Good Debt or Bad Debt: Detecting Semantic Orientations in Economic Texts
Pekka Malo, Ankur Sinha, Pyry Takala, Pekka Korhonen, Jyrki Wallenius
TL;DR
The paper tackles the challenge of detecting semantic orientation in financial news, where domain-specific language and event directionality complicate traditional sentiment analysis. It introduces the Linearized Phrase Structure (LPS) model, a three-stage framework that combines domain-adapted lexicons with phrase-structure information and a multi-label SVM to classify short financial texts as positive, negative, or neutral. Key contributions include a human-annotated finance phrase-bank, lexicon enhancements (including directional expressions and financial entities), and the LPS model that integrates these components with a low-dimensional, scalable representation.
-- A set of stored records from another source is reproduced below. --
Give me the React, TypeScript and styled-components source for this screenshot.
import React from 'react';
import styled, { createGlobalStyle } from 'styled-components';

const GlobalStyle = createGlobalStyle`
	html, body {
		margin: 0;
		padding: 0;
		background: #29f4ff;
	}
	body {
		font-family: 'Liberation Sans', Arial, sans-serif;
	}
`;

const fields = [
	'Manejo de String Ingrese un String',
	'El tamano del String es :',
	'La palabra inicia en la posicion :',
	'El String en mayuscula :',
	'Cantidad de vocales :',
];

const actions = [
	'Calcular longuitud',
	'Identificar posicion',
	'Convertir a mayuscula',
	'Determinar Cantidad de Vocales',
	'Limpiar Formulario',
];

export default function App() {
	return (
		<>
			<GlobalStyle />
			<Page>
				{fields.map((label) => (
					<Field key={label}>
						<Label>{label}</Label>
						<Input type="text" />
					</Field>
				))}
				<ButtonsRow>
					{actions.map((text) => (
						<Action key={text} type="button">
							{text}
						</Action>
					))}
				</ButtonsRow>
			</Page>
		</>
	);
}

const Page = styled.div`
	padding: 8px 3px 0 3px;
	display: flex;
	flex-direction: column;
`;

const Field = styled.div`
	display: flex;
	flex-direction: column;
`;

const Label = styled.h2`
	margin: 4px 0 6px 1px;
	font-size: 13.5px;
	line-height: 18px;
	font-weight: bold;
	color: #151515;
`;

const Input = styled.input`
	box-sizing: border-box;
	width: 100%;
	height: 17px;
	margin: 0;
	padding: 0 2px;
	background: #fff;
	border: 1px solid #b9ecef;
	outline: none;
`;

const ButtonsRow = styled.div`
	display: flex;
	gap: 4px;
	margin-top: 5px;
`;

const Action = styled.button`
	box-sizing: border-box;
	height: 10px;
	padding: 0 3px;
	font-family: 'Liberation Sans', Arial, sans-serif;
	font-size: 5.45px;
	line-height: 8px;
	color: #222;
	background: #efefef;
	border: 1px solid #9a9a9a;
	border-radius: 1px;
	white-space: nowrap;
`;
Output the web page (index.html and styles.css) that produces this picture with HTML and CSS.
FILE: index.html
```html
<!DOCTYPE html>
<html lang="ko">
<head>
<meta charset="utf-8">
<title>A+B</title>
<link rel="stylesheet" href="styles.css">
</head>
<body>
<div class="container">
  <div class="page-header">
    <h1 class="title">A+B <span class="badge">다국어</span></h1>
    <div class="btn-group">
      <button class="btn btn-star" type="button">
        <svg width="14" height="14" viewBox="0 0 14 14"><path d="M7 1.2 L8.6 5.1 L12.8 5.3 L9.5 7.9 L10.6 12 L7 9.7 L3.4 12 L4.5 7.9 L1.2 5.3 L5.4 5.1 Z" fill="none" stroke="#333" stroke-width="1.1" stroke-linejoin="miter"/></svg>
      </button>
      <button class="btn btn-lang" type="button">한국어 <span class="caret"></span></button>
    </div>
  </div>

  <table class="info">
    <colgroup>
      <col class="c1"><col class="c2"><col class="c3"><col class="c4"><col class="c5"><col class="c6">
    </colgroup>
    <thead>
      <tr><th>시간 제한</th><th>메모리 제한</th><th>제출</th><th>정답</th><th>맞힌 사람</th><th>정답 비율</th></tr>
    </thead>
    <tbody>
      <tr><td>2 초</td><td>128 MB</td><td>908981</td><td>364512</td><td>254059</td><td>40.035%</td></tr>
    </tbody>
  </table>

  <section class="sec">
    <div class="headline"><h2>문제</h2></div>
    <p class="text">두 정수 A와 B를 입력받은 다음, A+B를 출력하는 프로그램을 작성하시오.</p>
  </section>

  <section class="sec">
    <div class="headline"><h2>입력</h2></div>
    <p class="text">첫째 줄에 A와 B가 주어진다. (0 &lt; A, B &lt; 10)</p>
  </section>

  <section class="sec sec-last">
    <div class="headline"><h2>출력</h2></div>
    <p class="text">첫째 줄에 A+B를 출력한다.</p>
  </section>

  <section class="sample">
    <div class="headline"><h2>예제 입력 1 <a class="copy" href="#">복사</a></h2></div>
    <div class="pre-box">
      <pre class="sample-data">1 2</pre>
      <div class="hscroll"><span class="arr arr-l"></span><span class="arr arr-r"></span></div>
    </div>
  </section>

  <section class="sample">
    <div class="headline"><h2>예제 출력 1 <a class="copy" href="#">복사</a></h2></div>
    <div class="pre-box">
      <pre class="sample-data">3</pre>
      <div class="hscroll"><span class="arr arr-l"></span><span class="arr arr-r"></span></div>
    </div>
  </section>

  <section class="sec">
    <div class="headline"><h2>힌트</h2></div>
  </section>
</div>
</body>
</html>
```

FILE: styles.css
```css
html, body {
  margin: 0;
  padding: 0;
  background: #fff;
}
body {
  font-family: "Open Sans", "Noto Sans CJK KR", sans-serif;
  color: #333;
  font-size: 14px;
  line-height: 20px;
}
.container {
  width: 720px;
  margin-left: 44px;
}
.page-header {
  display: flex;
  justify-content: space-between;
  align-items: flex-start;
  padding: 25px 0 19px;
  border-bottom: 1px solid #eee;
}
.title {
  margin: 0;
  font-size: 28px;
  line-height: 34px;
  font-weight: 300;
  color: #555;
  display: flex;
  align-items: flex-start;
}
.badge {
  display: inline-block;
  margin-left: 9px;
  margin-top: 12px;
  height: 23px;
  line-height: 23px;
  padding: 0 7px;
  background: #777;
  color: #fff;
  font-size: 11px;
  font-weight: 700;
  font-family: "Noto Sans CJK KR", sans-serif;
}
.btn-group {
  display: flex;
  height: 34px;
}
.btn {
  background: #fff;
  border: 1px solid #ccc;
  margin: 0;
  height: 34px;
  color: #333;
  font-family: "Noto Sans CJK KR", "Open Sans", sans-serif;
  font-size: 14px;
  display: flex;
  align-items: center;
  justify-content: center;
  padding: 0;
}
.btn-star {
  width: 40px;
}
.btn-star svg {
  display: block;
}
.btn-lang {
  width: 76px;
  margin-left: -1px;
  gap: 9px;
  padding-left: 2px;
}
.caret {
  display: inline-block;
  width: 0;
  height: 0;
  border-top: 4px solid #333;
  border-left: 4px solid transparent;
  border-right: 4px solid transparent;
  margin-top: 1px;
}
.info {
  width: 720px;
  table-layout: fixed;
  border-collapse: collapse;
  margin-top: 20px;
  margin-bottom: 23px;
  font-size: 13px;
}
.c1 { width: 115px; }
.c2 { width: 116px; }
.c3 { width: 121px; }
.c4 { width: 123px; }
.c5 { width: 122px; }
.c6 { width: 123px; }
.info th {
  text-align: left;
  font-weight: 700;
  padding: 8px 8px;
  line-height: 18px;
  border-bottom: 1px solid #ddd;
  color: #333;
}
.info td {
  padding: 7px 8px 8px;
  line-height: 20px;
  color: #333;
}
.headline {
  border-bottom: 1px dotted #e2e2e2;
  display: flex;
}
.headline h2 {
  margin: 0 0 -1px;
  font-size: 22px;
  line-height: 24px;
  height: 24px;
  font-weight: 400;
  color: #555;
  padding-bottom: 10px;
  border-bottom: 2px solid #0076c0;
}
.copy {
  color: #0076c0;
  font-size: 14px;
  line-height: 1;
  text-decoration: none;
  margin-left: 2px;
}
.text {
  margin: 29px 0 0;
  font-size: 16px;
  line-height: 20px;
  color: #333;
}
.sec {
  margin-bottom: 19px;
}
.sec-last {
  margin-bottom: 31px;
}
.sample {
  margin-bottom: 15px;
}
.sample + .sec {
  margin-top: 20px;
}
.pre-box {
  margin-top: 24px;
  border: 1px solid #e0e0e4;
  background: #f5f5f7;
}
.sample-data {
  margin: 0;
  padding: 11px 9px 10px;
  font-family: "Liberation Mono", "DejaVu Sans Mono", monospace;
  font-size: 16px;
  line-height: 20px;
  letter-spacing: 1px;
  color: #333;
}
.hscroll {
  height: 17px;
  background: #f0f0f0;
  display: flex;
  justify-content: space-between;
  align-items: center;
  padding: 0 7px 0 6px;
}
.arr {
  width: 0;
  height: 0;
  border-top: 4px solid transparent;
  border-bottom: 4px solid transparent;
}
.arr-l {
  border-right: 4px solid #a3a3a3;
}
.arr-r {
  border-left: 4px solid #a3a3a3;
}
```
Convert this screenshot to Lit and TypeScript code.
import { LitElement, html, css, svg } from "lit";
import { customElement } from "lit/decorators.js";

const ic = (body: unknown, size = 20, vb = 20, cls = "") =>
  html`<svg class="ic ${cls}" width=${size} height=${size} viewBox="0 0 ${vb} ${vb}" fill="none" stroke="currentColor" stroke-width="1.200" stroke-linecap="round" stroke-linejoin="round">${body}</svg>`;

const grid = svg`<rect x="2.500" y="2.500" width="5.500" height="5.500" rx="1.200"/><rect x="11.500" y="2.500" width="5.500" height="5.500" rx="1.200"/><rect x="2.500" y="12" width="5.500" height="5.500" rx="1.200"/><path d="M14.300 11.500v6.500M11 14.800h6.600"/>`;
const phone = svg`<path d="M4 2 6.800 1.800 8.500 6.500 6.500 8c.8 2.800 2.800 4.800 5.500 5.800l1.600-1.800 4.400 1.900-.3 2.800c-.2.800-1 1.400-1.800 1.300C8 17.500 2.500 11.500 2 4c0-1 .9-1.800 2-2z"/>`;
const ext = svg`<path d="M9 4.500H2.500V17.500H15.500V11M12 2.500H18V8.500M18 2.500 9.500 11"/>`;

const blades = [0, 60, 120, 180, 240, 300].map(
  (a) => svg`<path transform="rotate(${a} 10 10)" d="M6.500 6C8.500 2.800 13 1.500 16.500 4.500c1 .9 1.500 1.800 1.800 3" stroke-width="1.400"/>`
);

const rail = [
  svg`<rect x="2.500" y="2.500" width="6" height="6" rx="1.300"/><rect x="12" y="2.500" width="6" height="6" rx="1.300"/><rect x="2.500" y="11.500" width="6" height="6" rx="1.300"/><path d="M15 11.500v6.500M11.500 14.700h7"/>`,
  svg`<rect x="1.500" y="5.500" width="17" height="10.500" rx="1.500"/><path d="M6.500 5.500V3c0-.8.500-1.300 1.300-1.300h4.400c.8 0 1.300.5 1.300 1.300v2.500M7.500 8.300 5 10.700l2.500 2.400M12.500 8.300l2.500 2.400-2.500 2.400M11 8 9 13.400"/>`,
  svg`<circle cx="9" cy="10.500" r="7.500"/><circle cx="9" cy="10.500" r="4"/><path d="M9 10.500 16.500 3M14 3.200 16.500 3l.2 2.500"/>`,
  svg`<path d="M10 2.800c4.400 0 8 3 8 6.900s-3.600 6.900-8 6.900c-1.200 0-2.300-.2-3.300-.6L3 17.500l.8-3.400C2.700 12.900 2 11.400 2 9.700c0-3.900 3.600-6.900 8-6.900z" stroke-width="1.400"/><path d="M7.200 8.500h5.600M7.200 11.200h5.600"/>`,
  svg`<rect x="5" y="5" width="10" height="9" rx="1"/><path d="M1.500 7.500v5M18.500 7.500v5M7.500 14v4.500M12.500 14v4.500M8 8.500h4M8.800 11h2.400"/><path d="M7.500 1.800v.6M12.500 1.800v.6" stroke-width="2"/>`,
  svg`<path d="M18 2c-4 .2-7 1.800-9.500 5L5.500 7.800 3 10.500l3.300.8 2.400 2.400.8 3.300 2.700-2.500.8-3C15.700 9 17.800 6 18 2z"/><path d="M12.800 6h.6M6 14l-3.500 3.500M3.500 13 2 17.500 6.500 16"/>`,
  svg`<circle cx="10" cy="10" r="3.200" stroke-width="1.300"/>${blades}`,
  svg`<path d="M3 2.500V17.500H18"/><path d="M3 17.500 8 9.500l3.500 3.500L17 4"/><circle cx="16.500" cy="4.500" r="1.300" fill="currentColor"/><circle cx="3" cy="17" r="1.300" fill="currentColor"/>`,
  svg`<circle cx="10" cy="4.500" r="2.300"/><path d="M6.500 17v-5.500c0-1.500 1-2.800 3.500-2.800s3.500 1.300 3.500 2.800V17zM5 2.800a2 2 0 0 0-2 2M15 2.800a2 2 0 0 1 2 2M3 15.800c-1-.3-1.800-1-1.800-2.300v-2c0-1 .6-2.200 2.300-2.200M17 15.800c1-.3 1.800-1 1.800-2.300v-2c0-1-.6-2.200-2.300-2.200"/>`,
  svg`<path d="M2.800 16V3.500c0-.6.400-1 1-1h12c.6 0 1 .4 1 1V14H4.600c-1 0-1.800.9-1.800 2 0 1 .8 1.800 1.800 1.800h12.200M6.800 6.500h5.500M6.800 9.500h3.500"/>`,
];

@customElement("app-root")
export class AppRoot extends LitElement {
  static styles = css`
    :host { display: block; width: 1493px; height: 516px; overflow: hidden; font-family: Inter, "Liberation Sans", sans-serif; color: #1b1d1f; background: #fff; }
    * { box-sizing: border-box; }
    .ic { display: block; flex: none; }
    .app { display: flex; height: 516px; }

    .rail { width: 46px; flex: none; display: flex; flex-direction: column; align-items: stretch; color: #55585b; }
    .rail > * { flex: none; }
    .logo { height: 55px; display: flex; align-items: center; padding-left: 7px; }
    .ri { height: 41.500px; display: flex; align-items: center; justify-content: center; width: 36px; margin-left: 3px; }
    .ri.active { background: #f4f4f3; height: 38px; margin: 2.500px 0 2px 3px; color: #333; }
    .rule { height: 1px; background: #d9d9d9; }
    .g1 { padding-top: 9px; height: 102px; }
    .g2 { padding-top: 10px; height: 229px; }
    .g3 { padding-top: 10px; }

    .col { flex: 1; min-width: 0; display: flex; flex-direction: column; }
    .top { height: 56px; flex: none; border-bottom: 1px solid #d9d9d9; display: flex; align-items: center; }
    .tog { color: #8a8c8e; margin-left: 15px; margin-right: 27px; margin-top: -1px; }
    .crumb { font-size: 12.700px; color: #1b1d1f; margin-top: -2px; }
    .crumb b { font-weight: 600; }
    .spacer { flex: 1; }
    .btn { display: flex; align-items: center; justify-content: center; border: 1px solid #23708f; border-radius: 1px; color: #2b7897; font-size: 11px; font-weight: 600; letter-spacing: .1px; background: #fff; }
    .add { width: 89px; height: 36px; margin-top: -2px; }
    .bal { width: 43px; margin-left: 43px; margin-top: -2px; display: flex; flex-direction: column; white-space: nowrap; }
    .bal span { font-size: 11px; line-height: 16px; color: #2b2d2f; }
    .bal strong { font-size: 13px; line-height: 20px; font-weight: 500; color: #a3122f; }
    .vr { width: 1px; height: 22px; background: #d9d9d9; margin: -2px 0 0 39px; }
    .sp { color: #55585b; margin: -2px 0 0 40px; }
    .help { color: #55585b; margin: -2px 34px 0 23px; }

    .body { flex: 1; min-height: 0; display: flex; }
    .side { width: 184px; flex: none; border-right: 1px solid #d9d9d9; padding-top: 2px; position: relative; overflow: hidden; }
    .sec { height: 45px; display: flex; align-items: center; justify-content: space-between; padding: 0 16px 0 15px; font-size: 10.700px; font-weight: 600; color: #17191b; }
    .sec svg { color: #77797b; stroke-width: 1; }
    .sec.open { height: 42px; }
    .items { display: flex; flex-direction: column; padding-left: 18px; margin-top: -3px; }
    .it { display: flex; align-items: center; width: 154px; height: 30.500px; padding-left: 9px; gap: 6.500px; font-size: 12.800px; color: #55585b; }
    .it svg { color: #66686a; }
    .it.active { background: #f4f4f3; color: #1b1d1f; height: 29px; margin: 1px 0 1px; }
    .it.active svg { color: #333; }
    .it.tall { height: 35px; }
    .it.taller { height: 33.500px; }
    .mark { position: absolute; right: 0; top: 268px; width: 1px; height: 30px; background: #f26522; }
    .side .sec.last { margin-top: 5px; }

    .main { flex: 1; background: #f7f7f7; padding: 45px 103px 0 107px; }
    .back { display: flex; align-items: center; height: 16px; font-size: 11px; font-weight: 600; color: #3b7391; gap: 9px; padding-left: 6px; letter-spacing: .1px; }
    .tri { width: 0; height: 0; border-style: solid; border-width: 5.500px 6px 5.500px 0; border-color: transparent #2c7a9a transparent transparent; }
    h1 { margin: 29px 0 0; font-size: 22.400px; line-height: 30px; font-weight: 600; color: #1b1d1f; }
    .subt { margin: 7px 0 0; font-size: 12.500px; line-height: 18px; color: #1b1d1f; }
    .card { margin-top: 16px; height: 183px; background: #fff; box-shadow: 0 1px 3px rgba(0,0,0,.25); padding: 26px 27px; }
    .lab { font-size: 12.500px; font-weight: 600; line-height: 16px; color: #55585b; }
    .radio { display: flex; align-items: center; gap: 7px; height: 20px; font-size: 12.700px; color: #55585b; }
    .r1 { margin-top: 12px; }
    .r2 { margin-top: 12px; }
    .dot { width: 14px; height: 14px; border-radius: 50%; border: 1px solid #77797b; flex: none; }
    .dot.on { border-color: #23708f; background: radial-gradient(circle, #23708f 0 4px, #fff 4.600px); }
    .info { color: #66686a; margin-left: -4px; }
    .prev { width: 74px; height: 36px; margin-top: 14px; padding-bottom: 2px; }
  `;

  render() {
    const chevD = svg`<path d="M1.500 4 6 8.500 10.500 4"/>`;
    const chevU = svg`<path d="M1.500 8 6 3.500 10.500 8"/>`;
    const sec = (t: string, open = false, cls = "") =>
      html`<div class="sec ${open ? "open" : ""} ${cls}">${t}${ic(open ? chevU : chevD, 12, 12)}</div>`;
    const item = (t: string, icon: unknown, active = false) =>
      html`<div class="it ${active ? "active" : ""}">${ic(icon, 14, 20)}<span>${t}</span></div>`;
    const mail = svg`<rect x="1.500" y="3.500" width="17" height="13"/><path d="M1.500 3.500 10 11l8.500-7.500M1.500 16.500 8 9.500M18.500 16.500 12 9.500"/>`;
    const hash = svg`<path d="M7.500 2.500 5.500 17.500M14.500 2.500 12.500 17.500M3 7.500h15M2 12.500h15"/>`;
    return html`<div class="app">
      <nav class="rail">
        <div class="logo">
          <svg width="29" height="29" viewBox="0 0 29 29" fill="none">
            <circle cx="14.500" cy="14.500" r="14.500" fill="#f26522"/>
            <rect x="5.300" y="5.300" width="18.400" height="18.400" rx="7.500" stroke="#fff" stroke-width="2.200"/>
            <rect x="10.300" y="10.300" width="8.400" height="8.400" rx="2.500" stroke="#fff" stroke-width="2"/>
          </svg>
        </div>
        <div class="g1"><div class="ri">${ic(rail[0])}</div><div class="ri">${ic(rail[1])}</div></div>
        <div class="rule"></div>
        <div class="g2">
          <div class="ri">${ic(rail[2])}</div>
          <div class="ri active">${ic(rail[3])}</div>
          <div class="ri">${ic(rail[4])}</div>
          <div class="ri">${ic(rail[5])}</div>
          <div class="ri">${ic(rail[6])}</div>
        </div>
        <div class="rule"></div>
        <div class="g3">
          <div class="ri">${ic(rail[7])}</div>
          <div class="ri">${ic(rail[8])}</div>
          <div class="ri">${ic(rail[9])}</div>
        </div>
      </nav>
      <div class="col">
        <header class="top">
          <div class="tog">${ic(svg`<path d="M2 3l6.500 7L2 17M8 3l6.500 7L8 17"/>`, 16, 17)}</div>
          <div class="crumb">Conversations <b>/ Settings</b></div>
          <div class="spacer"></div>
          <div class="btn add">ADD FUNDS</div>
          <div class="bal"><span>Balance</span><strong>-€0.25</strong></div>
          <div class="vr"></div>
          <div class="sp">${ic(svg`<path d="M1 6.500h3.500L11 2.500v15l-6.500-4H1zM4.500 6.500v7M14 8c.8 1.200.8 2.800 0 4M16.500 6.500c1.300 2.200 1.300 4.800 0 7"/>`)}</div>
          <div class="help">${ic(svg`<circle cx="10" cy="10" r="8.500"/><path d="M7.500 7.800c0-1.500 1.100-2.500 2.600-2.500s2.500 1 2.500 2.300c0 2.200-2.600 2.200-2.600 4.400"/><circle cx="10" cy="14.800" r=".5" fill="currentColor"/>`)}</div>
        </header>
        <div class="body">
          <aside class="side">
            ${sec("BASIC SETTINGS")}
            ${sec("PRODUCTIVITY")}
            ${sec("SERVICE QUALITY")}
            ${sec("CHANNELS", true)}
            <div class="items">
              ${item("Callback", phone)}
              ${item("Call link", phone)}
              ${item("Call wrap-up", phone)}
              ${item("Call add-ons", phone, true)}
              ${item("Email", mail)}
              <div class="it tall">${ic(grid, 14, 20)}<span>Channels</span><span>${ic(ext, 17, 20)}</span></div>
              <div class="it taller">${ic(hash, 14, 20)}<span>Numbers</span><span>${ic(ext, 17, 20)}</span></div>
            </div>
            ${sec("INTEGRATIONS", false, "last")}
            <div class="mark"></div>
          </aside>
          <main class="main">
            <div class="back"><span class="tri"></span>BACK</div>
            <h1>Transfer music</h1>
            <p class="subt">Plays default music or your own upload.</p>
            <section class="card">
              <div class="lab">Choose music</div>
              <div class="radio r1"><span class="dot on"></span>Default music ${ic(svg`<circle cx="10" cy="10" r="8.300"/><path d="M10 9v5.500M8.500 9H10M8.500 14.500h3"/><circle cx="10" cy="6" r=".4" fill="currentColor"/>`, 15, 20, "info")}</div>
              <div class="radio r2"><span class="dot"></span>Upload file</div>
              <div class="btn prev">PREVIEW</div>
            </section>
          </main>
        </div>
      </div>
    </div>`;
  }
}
Empirical results show LPS outperforms traditional lexical baselines and demonstrate the value of pruning and context-aware features, suggesting practical benefits for near-real-time financial sentiment analysis and downstream decision-making.
Abstract
The use of robo-readers to analyze news texts is an emerging technology trend in computational finance. In recent research, a substantial effort has been invested to develop sophisticated financial polarity-lexicons that can be used to investigate how financial sentiments relate to future company performance. However, based on experience from other fields, where sentiment analysis is commonly applied, it is well-known that the overall semantic orientation of a sentence may differ from the prior polarity of individual words. The objective of this article is to investigate how semantic orientations can be better detected in financial and economic news by accommodating the overall phrase-structure information and domain-specific use of language. Our three main contributions are: (1) establishment of a human-annotated finance phrase-bank, which can be used as benchmark for training and evaluating alternative models; (2) presentation of a technique to enhance financial lexicons with attributes that help to identify expected direction of events that affect overall sentiment; (3) development of a linearized phrase-structure model for detecting contextual semantic orientations in financial and economic news texts. The relevance of the newly added lexicon features and the benefit of using the proposed learning-algorithm are demonstrated in a comparative study against previously used general sentiment models as well as the popular word frequency models used in recent financial studies. The proposed framework is parsimonious and avoids the explosion in feature-space caused by the use of conventional n-gram features.